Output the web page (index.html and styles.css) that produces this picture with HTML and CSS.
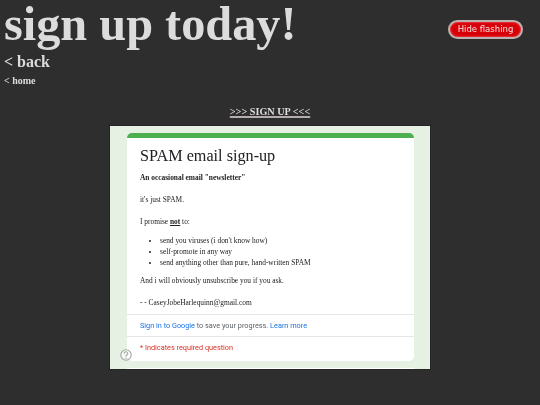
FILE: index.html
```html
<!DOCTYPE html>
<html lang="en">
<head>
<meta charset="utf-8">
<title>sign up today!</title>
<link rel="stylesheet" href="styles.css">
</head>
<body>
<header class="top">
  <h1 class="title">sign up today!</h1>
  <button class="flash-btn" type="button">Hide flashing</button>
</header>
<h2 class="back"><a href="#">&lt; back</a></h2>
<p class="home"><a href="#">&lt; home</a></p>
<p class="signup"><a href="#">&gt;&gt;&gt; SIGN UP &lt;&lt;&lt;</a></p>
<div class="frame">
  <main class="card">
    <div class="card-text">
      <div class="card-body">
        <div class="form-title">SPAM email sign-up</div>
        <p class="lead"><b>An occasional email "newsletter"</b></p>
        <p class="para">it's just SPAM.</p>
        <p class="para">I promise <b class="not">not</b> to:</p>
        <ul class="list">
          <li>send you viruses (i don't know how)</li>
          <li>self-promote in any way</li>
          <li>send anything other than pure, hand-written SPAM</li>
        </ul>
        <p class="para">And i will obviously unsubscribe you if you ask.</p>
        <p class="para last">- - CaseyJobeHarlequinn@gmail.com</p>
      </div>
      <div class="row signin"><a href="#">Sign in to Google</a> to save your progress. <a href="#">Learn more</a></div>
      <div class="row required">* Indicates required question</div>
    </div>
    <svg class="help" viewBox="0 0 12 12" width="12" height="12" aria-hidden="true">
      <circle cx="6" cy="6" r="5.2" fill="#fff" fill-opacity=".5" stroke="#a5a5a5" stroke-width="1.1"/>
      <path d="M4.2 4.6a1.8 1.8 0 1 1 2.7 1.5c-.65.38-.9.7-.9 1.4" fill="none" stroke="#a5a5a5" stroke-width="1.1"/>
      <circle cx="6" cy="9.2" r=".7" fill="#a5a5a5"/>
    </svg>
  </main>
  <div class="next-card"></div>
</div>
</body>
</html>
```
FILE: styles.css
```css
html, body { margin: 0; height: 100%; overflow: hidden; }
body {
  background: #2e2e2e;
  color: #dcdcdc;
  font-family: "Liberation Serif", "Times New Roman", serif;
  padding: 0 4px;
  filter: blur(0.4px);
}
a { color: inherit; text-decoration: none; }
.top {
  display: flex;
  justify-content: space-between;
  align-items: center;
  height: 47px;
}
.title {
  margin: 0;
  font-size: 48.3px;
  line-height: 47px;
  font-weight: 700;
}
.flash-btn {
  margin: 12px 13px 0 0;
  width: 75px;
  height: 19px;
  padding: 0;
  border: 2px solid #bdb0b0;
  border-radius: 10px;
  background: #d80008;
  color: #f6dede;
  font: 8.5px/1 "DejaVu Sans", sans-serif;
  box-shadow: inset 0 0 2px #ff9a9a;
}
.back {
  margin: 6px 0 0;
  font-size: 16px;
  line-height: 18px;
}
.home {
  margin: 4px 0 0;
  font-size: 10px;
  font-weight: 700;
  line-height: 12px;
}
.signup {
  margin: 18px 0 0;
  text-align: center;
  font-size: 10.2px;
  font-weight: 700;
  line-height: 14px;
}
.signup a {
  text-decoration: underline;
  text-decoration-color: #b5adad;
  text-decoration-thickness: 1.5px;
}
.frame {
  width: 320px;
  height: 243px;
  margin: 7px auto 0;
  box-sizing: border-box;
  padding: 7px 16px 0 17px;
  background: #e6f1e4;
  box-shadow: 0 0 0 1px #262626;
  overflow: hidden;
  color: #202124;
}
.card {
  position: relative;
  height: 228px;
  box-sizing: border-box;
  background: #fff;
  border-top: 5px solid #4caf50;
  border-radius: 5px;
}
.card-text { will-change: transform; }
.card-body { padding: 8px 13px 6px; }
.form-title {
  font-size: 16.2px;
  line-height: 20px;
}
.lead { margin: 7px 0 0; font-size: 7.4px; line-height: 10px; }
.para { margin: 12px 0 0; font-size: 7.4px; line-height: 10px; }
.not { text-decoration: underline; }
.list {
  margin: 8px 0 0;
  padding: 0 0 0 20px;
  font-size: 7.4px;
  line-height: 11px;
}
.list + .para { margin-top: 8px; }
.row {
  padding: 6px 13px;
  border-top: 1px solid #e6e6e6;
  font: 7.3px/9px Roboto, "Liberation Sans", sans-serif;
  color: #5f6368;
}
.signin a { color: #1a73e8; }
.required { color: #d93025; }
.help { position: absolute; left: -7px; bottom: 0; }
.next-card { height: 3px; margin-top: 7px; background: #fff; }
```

+ + +

_WHAT TO PRODUCE:_
Take the data above and repeat it exactly, leaving each picture out.

_IN RESPONSE:_
Output the web page (index.html and styles.css) that produces this picture with HTML and CSS.
FILE: index.html
```html
<!DOCTYPE html>
<html lang="en">
<head>
<meta charset="utf-8">
<title>sign up today!</title>
<link rel="stylesheet" href="styles.css">
</head>
<body>
<header class="top">
  <h1 class="title">sign up today!</h1>
  <button class="flash-btn" type="button">Hide flashing</button>
</header>
<h2 class="back"><a href="#">&lt; back</a></h2>
<p class="home"><a href="#">&lt; home</a></p>
<p class="signup"><a href="#">&gt;&gt;&gt; SIGN UP &lt;&lt;&lt;</a></p>
<div class="frame">
  <main class="card">
    <div class="card-text">
      <div class="card-body">
        <div class="form-title">SPAM email sign-up</div>
        <p class="lead"><b>An occasional email "newsletter"</b></p>
        <p class="para">it's just SPAM.</p>
        <p class="para">I promise <b class="not">not</b> to:</p>
        <ul class="list">
          <li>send you viruses (i don't know how)</li>
          <li>self-promote in any way</li>
          <li>send anything other than pure, hand-written SPAM</li>
        </ul>
        <p class="para">And i will obviously unsubscribe you if you ask.</p>
        <p class="para last">- - CaseyJobeHarlequinn@gmail.com</p>
      </div>
      <div class="row signin"><a href="#">Sign in to Google</a> to save your progress. <a href="#">Learn more</a></div>
      <div class="row required">* Indicates required question</div>
    </div>
    <svg class="help" viewBox="0 0 12 12" width="12" height="12" aria-hidden="true">
      <circle cx="6" cy="6" r="5.2" fill="#fff" fill-opacity=".5" stroke="#a5a5a5" stroke-width="1.1"/>
      <path d="M4.2 4.6a1.8 1.8 0 1 1 2.7 1.5c-.65.38-.9.7-.9 1.4" fill="none" stroke="#a5a5a5" stroke-width="1.1"/>
      <circle cx="6" cy="9.2" r=".7" fill="#a5a5a5"/>
    </svg>
  </main>
  <div class="next-card"></div>
</div>
</body>
</html>
```
FILE: styles.css
```css
html, body { margin: 0; height: 100%; overflow: hidden; }
body {
  background: #2e2e2e;
  color: #dcdcdc;
  font-family: "Liberation Serif", "Times New Roman", serif;
  padding: 0 4px;
  filter: blur(0.4px);
}
a { color: inherit; text-decoration: none; }
.top {
  display: flex;
  justify-content: space-between;
  align-items: center;
  height: 47px;
}
.title {
  margin: 0;
  font-size: 48.3px;
  line-height: 47px;
  font-weight: 700;
}
.flash-btn {
  margin: 12px 13px 0 0;
  width: 75px;
  height: 19px;
  padding: 0;
  border: 2px solid #bdb0b0;
  border-radius: 10px;
  background: #d80008;
  color: #f6dede;
  font: 8.5px/1 "DejaVu Sans", sans-serif;
  box-shadow: inset 0 0 2px #ff9a9a;
}
.back {
  margin: 6px 0 0;
  font-size: 16px;
  line-height: 18px;
}
.home {
  margin: 4px 0 0;
  font-size: 10px;
  font-weight: 700;
  line-height: 12px;
}
.signup {
  margin: 18px 0 0;
  text-align: center;
  font-size: 10.2px;
  font-weight: 700;
  line-height: 14px;
}
.signup a {
  text-decoration: underline;
  text-decoration-color: #b5adad;
  text-decoration-thickness: 1.5px;
}
.frame {
  width: 320px;
  height: 243px;
  margin: 7px auto 0;
  box-sizing: border-box;
  padding: 7px 16px 0 17px;
  background: #e6f1e4;
  box-shadow: 0 0 0 1px #262626;
  overflow: hidden;
  color: #202124;
}
.card {
  position: relative;
  height: 228px;
  box-sizing: border-box;
  background: #fff;
  border-top: 5px solid #4caf50;
  border-radius: 5px;
}
.card-text { will-change: transform; }
.card-body { padding: 8px 13px 6px; }
.form-title {
  font-size: 16.2px;
  line-height: 20px;
}
.lead { margin: 7px 0 0; font-size: 7.4px; line-height: 10px; }
.para { margin: 12px 0 0; font-size: 7.4px; line-height: 10px; }
.not { text-decoration: underline; }
.list {
  margin: 8px 0 0;
  padding: 0 0 0 20px;
  font-size: 7.4px;
  line-height: 11px;
}
.list + .para { margin-top: 8px; }
.row {
  padding: 6px 13px;
  border-top: 1px solid #e6e6e6;
  font: 7.3px/9px Roboto, "Liberation Sans", sans-serif;
  color: #5f6368;
}
.signin a { color: #1a73e8; }
.required { color: #d93025; }
.help { position: absolute; left: -7px; bottom: 0; }
.next-card { height: 3px; margin-top: 7px; background: #fff; }
```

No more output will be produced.